How easy is it to use a tube amp?

Some tube amps have one channel, one tone knob, and an input. Just plug in, dial in a quick tone setting, and away you go. Others will have myriad channels, EQ knobs, and other options for sound sculpting. It’s up to you to decide whether you want an amp that you can just turn on and rock out with or something that will require time to find your desired guitar tone.

This can depend on whether you only play in a particular genre, or for example, you might use pedals to get the majority of your tones so just need a solid base to build upon. It’s a great question to ask before you commit to purchasing as it can save you money on your initial purchase to do away with features you don’t really need.

What connection options does a tube amp have?

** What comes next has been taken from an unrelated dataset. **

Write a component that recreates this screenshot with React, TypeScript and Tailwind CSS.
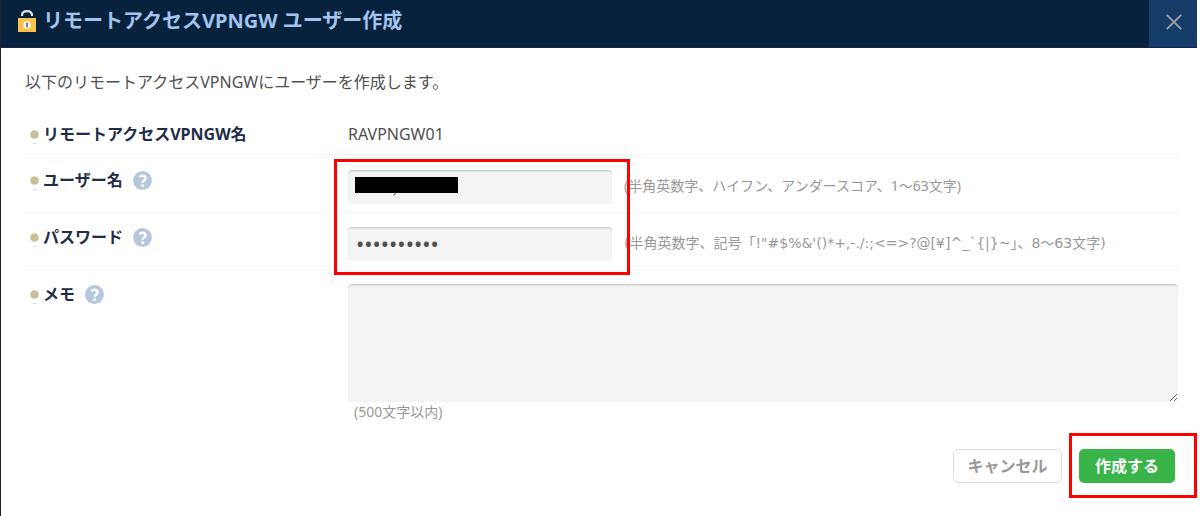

Finally, we come to something that many guitar players overlook when purchasing new amps, the amount and type of connections on offer. If you’re running a load of time-based effects on your pedalboard, an FX loop will help declutter your sound by placing them after the preamp and before the power amp. A cab out for expanding your rig might be helpful if you’re looking to beef up your tone by adding some more speakers to your setup.

Many modern tube amps also come with direct outs for recording or sending to front of house. USB outs are featuring more and more too, giving you options to record your sound without having to crank the amplifier and mic it up. Features like these can be a lifesaver when inspiration strikes late at night, so be mindful of what your amp of choice features and ensure you get yourself exactly what you need.